**Data for this task:**
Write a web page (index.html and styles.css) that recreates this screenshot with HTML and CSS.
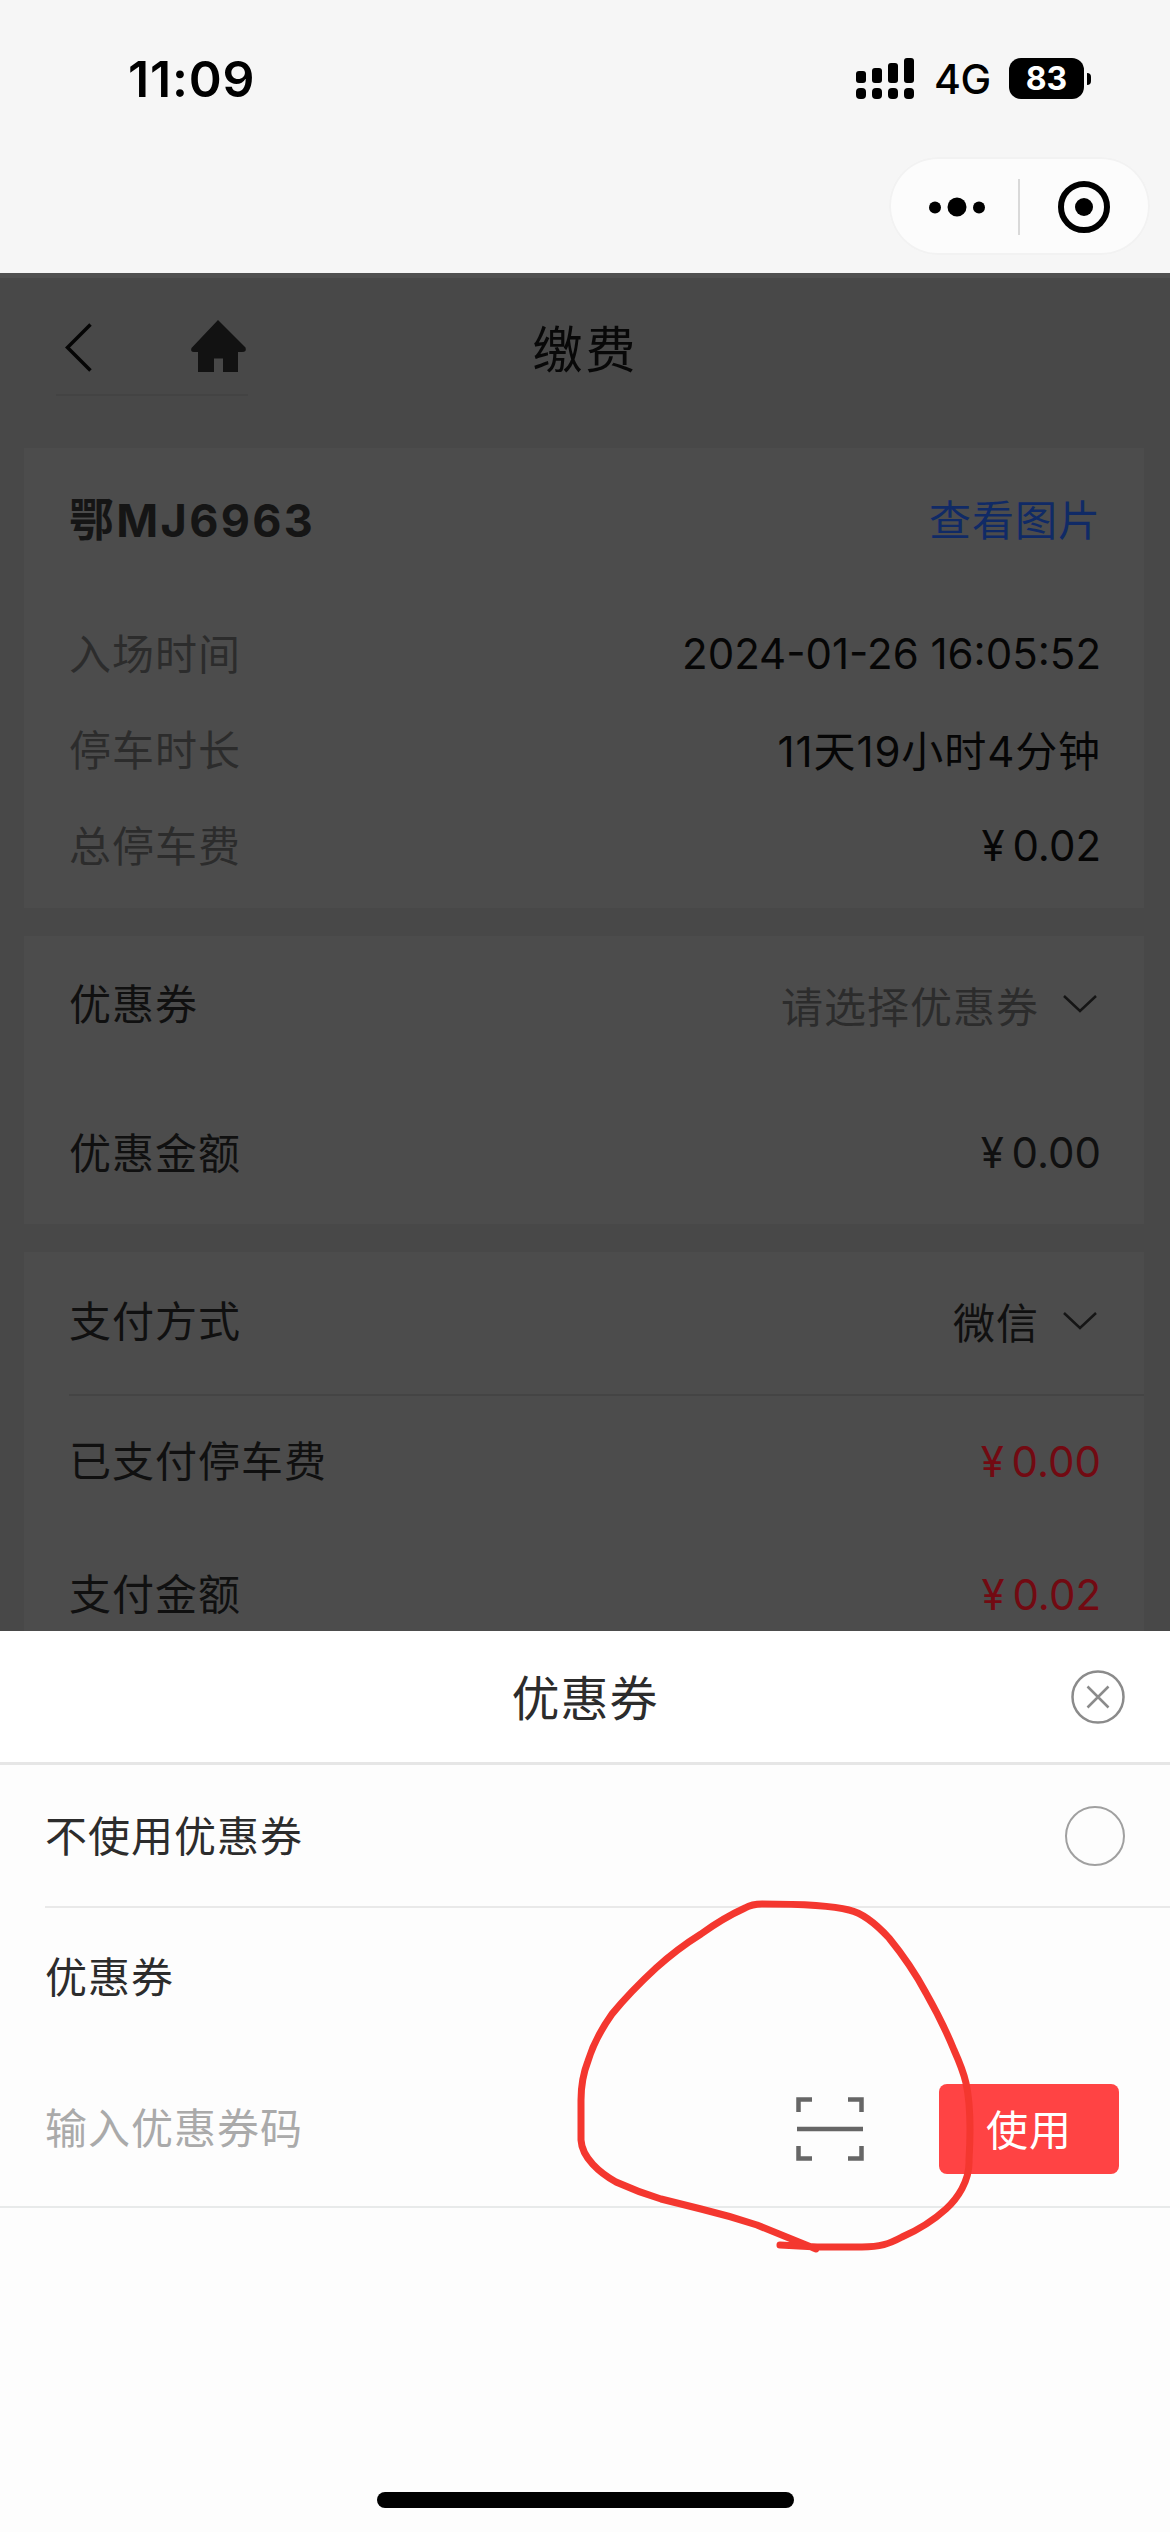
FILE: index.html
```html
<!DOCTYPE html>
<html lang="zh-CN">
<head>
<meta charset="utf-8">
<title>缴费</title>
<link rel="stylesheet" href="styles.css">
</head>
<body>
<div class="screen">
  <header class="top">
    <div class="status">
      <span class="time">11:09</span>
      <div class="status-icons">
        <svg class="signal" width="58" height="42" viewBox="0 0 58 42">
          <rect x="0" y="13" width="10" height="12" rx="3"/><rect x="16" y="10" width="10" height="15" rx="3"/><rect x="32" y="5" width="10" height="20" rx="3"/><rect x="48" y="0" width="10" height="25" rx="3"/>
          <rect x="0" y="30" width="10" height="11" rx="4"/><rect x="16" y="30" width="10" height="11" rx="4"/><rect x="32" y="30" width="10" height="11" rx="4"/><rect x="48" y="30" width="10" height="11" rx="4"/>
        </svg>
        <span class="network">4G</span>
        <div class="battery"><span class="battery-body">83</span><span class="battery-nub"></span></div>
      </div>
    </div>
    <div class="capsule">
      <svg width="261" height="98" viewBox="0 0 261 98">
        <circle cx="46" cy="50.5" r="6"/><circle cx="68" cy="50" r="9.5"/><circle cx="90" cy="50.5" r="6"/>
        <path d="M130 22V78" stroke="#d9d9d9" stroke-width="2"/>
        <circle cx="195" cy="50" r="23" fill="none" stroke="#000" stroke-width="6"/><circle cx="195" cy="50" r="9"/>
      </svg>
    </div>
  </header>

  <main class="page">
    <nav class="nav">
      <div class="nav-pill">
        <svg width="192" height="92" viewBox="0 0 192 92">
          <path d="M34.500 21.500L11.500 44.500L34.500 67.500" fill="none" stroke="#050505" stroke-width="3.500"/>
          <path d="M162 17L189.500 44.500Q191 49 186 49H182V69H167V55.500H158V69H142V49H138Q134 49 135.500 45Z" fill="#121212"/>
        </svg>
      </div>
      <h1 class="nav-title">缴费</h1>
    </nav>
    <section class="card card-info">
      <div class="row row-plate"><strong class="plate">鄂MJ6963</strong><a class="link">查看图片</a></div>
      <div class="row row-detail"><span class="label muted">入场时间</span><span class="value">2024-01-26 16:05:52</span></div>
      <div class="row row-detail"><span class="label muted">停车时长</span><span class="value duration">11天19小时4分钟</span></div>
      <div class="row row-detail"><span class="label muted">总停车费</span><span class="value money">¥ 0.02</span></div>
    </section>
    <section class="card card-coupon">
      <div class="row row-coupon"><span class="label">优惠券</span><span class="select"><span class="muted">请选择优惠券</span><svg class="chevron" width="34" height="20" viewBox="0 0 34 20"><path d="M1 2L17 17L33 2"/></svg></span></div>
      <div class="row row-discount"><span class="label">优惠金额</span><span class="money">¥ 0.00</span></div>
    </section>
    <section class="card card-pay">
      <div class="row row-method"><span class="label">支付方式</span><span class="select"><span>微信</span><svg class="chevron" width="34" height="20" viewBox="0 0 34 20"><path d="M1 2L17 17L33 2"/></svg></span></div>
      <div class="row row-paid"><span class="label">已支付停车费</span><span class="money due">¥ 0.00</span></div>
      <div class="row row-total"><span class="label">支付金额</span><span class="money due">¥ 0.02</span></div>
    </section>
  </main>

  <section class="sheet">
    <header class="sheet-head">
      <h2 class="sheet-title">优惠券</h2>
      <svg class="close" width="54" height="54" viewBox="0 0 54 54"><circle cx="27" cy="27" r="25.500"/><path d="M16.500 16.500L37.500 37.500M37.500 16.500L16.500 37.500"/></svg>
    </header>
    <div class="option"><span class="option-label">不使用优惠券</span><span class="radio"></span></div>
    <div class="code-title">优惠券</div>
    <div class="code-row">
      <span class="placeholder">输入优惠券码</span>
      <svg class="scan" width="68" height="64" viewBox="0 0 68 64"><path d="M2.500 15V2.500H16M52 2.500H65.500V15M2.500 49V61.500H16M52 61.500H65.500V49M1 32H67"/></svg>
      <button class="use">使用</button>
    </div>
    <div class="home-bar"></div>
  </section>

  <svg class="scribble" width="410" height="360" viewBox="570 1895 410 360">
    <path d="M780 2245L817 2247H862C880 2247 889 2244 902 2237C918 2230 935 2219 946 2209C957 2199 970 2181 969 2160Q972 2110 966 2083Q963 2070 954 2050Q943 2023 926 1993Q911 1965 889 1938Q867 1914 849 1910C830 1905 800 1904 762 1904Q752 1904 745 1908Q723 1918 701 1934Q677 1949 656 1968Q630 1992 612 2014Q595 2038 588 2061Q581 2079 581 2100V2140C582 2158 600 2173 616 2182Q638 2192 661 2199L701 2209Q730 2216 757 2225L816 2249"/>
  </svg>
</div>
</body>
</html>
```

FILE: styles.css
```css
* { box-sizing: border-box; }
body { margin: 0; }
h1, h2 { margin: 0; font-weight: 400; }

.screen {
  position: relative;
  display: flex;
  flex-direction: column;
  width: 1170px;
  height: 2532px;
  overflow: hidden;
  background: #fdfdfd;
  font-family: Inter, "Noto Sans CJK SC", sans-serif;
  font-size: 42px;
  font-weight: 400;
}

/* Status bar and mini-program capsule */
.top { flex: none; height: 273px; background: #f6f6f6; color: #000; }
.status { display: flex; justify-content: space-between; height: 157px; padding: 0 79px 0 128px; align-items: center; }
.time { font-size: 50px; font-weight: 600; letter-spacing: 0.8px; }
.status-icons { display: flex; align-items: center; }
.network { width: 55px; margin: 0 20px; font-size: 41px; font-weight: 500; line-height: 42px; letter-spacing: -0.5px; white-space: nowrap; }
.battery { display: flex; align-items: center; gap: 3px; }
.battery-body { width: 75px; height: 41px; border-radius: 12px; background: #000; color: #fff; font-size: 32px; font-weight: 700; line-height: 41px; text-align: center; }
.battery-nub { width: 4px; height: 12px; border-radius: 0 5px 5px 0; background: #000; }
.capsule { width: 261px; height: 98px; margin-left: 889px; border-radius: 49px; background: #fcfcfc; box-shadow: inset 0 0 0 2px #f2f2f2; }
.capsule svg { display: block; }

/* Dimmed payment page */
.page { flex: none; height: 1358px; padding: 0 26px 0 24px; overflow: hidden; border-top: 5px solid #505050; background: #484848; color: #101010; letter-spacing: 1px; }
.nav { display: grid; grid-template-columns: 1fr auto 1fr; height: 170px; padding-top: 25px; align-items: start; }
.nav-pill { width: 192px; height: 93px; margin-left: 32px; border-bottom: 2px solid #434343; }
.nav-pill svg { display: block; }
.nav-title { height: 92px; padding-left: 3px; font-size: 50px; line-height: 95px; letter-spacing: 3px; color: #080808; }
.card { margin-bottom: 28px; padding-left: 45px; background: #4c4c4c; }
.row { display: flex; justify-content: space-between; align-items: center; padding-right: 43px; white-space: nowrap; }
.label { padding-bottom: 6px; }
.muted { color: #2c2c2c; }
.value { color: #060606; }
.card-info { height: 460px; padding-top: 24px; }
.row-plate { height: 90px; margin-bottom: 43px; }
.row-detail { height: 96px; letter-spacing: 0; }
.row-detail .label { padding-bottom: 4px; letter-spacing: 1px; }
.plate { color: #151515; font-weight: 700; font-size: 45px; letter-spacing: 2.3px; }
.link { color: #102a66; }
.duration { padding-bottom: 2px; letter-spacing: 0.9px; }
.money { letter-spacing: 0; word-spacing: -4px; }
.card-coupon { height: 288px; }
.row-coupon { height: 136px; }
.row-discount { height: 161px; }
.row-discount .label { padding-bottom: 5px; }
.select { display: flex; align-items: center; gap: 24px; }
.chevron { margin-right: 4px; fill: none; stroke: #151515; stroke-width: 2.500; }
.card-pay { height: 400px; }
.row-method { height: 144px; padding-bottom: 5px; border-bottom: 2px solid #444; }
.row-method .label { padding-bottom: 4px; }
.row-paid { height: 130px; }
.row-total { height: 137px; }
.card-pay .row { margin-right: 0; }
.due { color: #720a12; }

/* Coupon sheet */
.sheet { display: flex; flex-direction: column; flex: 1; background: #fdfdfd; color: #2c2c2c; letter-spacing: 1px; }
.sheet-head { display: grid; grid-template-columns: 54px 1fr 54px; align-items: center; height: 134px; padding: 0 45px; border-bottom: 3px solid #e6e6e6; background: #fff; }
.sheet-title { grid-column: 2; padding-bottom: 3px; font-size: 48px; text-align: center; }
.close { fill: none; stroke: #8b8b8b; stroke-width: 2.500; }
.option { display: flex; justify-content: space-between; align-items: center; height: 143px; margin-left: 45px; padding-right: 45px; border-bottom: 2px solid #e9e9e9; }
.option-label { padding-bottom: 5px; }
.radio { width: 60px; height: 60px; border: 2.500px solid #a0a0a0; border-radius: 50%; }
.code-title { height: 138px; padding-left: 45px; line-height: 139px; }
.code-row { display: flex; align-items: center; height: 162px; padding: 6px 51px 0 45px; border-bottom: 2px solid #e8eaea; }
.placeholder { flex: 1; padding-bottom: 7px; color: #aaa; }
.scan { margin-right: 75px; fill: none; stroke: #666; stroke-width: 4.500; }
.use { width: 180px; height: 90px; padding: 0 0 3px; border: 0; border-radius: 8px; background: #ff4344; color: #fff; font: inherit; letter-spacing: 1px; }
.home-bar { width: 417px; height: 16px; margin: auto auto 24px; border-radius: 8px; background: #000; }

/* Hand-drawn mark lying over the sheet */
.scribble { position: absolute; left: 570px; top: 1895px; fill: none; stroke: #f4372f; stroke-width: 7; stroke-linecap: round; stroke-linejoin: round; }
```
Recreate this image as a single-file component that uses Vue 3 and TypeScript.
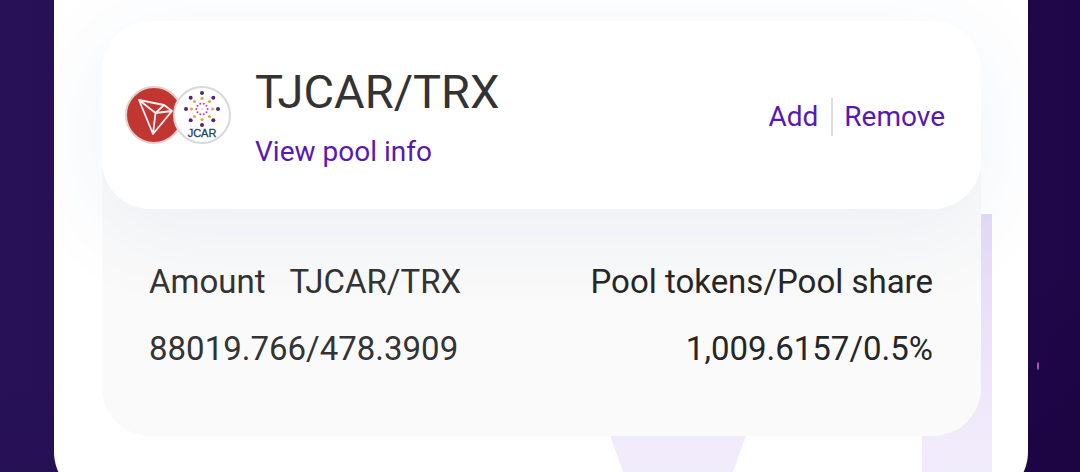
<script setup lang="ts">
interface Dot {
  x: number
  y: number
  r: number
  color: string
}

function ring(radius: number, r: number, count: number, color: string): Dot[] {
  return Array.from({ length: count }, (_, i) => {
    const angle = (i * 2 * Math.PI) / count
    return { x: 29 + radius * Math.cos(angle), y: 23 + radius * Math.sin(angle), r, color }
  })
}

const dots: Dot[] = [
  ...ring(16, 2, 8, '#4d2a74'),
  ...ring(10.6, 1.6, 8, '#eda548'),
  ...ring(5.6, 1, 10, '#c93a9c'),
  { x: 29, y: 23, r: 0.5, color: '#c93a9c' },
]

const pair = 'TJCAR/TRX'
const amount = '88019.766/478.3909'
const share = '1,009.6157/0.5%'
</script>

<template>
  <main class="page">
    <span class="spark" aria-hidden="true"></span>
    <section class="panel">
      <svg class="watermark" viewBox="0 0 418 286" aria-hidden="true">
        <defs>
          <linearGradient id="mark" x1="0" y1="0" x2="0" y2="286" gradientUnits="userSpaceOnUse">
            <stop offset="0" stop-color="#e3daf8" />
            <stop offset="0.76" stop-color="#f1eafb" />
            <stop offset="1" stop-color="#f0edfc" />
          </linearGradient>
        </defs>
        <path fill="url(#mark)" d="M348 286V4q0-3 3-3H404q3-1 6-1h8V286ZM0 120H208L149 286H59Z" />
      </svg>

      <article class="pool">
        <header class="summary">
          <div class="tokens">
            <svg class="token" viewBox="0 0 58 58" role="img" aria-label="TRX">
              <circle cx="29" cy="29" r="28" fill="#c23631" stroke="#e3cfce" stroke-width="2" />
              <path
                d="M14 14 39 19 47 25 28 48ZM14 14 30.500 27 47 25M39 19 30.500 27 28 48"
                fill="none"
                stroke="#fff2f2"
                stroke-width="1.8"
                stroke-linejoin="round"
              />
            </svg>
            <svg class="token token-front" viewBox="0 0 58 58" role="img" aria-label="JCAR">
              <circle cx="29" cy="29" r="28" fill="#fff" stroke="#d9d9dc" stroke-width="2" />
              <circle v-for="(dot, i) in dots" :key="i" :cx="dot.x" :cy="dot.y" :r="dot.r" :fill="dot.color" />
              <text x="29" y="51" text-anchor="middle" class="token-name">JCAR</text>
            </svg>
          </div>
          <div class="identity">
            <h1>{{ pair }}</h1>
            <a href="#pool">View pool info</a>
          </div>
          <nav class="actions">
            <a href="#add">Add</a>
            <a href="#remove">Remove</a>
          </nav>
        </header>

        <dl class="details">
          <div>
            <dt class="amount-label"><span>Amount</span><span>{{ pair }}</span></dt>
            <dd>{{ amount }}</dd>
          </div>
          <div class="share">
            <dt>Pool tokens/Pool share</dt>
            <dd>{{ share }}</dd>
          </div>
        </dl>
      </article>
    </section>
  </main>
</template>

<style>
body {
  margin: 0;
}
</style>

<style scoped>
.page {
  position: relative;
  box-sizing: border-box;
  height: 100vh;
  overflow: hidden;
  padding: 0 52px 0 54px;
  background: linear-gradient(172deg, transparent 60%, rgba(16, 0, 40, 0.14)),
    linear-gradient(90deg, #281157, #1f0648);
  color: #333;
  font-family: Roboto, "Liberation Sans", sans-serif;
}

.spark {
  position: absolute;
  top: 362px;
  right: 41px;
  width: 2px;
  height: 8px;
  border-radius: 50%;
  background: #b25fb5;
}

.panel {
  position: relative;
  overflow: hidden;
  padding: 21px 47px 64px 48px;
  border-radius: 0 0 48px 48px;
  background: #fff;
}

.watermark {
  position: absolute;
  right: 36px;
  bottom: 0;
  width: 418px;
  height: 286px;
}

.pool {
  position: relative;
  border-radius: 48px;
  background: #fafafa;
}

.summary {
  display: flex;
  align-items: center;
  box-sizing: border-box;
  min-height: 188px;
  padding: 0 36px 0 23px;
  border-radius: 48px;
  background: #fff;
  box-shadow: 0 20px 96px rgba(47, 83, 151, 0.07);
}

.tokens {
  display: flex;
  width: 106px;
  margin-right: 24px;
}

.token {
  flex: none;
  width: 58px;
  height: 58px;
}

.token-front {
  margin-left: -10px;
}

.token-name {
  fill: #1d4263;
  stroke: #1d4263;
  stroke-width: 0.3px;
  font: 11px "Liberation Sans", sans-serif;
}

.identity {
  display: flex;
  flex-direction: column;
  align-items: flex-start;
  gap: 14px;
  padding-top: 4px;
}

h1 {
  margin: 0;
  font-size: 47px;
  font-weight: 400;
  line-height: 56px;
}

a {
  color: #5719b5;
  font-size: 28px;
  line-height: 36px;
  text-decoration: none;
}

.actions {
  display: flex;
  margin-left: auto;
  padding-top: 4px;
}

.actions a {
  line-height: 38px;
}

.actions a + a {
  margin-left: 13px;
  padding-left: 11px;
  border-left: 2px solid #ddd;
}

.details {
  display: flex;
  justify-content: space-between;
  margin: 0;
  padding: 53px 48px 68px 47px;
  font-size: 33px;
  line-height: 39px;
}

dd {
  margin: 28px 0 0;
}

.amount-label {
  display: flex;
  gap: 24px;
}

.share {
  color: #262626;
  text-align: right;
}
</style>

**Required work:** Go through the records and copy each line with "that" in it.

**Result of the exercise:**
Write a web page (index.html and styles.css) that recreates this screenshot with HTML and CSS.
Recreate this image as a single-file component that uses Vue 3 and TypeScript.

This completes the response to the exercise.